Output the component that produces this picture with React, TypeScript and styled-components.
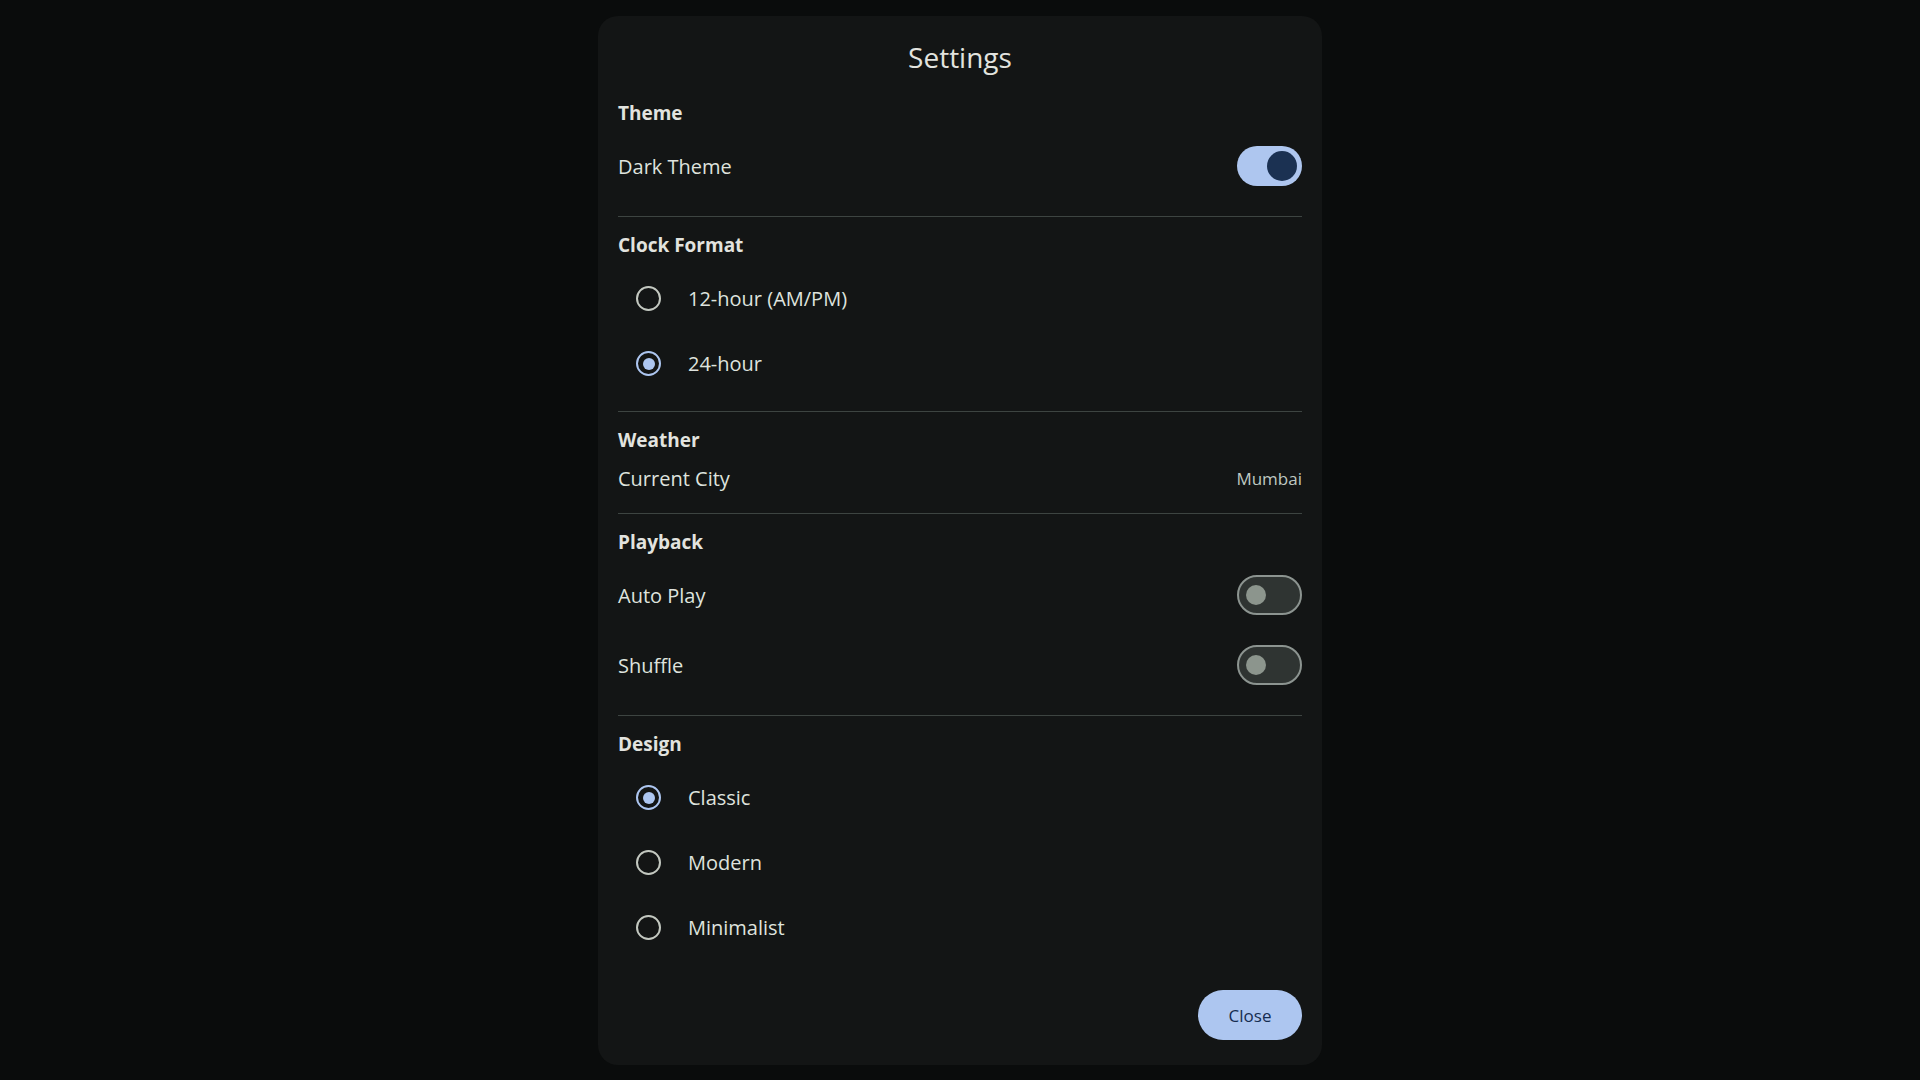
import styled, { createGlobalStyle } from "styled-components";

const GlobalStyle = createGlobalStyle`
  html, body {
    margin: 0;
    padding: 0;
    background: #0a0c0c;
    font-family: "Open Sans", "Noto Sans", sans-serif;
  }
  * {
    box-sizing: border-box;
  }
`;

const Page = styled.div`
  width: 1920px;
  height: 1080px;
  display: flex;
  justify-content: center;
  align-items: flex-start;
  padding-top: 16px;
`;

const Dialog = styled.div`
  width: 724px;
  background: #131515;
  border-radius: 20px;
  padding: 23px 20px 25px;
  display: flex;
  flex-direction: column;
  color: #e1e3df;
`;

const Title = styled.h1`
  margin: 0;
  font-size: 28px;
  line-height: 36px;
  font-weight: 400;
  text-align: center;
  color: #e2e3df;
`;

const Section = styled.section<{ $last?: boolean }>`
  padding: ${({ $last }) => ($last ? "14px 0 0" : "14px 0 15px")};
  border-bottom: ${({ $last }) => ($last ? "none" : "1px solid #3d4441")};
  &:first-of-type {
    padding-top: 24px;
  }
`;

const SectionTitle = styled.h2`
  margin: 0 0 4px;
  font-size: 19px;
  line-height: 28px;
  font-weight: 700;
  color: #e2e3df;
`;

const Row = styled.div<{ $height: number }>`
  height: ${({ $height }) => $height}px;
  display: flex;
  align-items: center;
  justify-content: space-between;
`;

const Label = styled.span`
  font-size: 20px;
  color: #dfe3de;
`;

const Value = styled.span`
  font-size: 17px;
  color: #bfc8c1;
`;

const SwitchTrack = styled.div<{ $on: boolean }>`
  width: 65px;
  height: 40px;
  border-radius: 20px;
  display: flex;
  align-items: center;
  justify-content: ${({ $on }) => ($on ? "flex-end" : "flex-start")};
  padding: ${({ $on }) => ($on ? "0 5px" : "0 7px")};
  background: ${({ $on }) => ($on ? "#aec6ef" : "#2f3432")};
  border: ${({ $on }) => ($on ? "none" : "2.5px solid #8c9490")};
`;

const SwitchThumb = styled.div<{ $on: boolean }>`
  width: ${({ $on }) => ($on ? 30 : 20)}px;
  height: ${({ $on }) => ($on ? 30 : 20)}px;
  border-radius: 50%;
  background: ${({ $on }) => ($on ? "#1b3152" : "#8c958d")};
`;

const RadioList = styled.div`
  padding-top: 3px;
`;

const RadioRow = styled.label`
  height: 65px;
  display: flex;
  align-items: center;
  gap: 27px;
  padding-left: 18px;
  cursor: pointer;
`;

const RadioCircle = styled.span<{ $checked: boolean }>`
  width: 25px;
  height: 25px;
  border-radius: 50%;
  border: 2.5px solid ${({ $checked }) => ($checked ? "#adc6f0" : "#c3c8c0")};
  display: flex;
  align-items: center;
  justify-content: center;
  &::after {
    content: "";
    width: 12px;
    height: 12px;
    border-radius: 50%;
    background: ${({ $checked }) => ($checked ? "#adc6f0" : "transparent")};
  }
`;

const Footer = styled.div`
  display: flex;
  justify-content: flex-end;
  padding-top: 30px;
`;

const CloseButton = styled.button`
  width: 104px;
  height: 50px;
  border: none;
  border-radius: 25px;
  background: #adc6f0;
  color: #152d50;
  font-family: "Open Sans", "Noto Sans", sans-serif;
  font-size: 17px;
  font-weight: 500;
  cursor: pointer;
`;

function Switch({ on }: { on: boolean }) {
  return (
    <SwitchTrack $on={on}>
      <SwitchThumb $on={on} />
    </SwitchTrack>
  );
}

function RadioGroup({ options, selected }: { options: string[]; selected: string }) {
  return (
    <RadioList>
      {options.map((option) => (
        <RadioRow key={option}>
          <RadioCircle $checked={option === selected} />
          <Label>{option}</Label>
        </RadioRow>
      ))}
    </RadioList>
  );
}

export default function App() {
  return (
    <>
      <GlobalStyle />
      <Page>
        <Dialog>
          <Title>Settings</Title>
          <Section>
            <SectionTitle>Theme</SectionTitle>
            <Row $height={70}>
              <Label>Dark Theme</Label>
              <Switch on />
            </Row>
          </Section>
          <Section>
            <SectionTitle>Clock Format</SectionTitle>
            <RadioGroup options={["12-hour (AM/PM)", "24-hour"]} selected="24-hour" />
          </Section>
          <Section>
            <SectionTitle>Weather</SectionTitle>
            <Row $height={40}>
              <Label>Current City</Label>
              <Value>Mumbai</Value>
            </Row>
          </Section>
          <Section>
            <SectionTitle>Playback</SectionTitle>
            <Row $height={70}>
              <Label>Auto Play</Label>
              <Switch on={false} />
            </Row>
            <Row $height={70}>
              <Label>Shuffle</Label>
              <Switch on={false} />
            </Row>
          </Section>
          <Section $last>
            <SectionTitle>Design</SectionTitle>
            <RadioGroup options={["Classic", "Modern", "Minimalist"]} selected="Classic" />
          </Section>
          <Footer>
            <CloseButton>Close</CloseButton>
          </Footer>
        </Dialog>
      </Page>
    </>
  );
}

● ● ● ● ●

● Goal
Print the complete listing exactly, apart from any pictures.

● The output
Output the component that produces this picture with React, TypeScript and styled-components.
import styled, { createGlobalStyle } from "styled-components";

const GlobalStyle = createGlobalStyle`
  html, body {
    margin: 0;
    padding: 0;
    background: #0a0c0c;
    font-family: "Open Sans", "Noto Sans", sans-serif;
  }
  * {
    box-sizing: border-box;
  }
`;

const Page = styled.div`
  width: 1920px;
  height: 1080px;
  display: flex;
  justify-content: center;
  align-items: flex-start;
  padding-top: 16px;
`;

const Dialog = styled.div`
  width: 724px;
  background: #131515;
  border-radius: 20px;
  padding: 23px 20px 25px;
  display: flex;
  flex-direction: column;
  color: #e1e3df;
`;

const Title = styled.h1`
  margin: 0;
  font-size: 28px;
  line-height: 36px;
  font-weight: 400;
  text-align: center;
  color: #e2e3df;
`;

const Section = styled.section<{ $last?: boolean }>`
  padding: ${({ $last }) => ($last ? "14px 0 0" : "14px 0 15px")};
  border-bottom: ${({ $last }) => ($last ? "none" : "1px solid #3d4441")};
  &:first-of-type {
    padding-top: 24px;
  }
`;

const SectionTitle = styled.h2`
  margin: 0 0 4px;
  font-size: 19px;
  line-height: 28px;
  font-weight: 700;
  color: #e2e3df;
`;

const Row = styled.div<{ $height: number }>`
  height: ${({ $height }) => $height}px;
  display: flex;
  align-items: center;
  justify-content: space-between;
`;

const Label = styled.span`
  font-size: 20px;
  color: #dfe3de;
`;

const Value = styled.span`
  font-size: 17px;
  color: #bfc8c1;
`;

const SwitchTrack = styled.div<{ $on: boolean }>`
  width: 65px;
  height: 40px;
  border-radius: 20px;
  display: flex;
  align-items: center;
  justify-content: ${({ $on }) => ($on ? "flex-end" : "flex-start")};
  padding: ${({ $on }) => ($on ? "0 5px" : "0 7px")};
  background: ${({ $on }) => ($on ? "#aec6ef" : "#2f3432")};
  border: ${({ $on }) => ($on ? "none" : "2.5px solid #8c9490")};
`;

const SwitchThumb = styled.div<{ $on: boolean }>`
  width: ${({ $on }) => ($on ? 30 : 20)}px;
  height: ${({ $on }) => ($on ? 30 : 20)}px;
  border-radius: 50%;
  background: ${({ $on }) => ($on ? "#1b3152" : "#8c958d")};
`;

const RadioList = styled.div`
  padding-top: 3px;
`;

const RadioRow = styled.label`
  height: 65px;
  display: flex;
  align-items: center;
  gap: 27px;
  padding-left: 18px;
  cursor: pointer;
`;

const RadioCircle = styled.span<{ $checked: boolean }>`
  width: 25px;
  height: 25px;
  border-radius: 50%;
  border: 2.5px solid ${({ $checked }) => ($checked ? "#adc6f0" : "#c3c8c0")};
  display: flex;
  align-items: center;
  justify-content: center;
  &::after {
    content: "";
    width: 12px;
    height: 12px;
    border-radius: 50%;
    background: ${({ $checked }) => ($checked ? "#adc6f0" : "transparent")};
  }
`;

const Footer = styled.div`
  display: flex;
  justify-content: flex-end;
  padding-top: 30px;
`;

const CloseButton = styled.button`
  width: 104px;
  height: 50px;
  border: none;
  border-radius: 25px;
  background: #adc6f0;
  color: #152d50;
  font-family: "Open Sans", "Noto Sans", sans-serif;
  font-size: 17px;
  font-weight: 500;
  cursor: pointer;
`;

function Switch({ on }: { on: boolean }) {
  return (
    <SwitchTrack $on={on}>
      <SwitchThumb $on={on} />
    </SwitchTrack>
  );
}

function RadioGroup({ options, selected }: { options: string[]; selected: string }) {
  return (
    <RadioList>
      {options.map((option) => (
        <RadioRow key={option}>
          <RadioCircle $checked={option === selected} />
          <Label>{option}</Label>
        </RadioRow>
      ))}
    </RadioList>
  );
}

export default function App() {
  return (
    <>
      <GlobalStyle />
      <Page>
        <Dialog>
          <Title>Settings</Title>
          <Section>
            <SectionTitle>Theme</SectionTitle>
            <Row $height={70}>
              <Label>Dark Theme</Label>
              <Switch on />
            </Row>
          </Section>
          <Section>
            <SectionTitle>Clock Format</SectionTitle>
            <RadioGroup options={["12-hour (AM/PM)", "24-hour"]} selected="24-hour" />
          </Section>
          <Section>
            <SectionTitle>Weather</SectionTitle>
            <Row $height={40}>
              <Label>Current City</Label>
              <Value>Mumbai</Value>
            </Row>
          </Section>
          <Section>
            <SectionTitle>Playback</SectionTitle>
            <Row $height={70}>
              <Label>Auto Play</Label>
              <Switch on={false} />
            </Row>
            <Row $height={70}>
              <Label>Shuffle</Label>
              <Switch on={false} />
            </Row>
          </Section>
          <Section $last>
            <SectionTitle>Design</SectionTitle>
            <RadioGroup options={["Classic", "Modern", "Minimalist"]} selected="Classic" />
          </Section>
          <Footer>
            <CloseButton>Close</CloseButton>
          </Footer>
        </Dialog>
      </Page>
    </>
  );
}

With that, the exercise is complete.